Подвиг мученичества за веру совершали христиане и христианки, еще не познавшие таинства крещения, и это свидетельствует, что община принимала в свой состав лишь тех, кто прошел длительный испытательный срок. Фелицита и Реноват, Перпетуя и один из ее братьев еще были «оглашенными», то есть лишь готовились к принятию христианства к моменту, когда их арестовали3. Четверо других оглашенных были арестованы в Тубурбо. В Александрии во времена Оригена были мученики Ираклид и Ираид; последний ушел из жизни, «получив крещение огнем»4.

Испытательный срок, в течение которого оглашенный должен был утвердиться в намерении принять Христову веру, служил и для того, чтобы адаптироваться к жизни в новых обстоятельствах. Давно ушли в прошлое времена только что зарождавшегося христианства, когда апостол Филипп на пути в Газу при первом же знакомстве окрестил евнуха царицы Эфиопской, а одной проповеди апостола Петра хватило, чтобы воодушевить целую толпу «броситься в воду крещения». Преподаватель катехизиса проповедовал и новый стиль жизни. Еще Юстин намекал на предварительное наставление в вере, говоря о тех, «кто уверовал в истинность нашего преподавания и нашего учения»5. Катехизис был обязателен наряду с молитвой и постом. Оглашенный усваивал великие истины веры и молитву Господню, коими крепилась община. Очевидно, уже тогда существовала священная формула «кредо» («верую»), произносившаяся при крещении.

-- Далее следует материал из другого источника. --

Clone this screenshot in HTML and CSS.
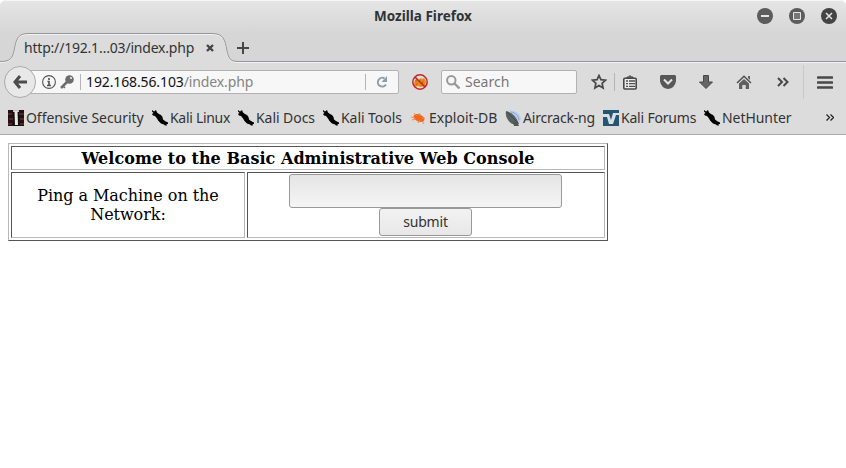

Ириней в своем «Апостолическом доказательстве», написанном в конце II века, приводит текст «правила веры, сообщенного пресвитерами»: «Прежде всего оно велит нам помнить, что мы приняли крещение ради отпущения грехов, во имя Отца, во имя Иисуса Христа, воплощенного сына Божия, умершего и воскресшего, и во имя Святого Духа Божия. Из него мы узнаем, что крещение знаменует собой жизнь вечную и возрождение в Боге, дабы мы не были больше только смертными сынами человеческими, но стали и сынами Бога вечного, непреходящего. Возродившись через крещение, данное нам во имя Святой Троицы, мы обогатились через это второе рождение благами, заключенными в Боге Отце, через посредство Его Сына со Святым Духом, ибо крещеные обретают Дух Божий, вверяющий их Слову, то есть Сыну, а Сын принимает их и препоручает своему Отцу, и Отец сообщает им непорочность»6.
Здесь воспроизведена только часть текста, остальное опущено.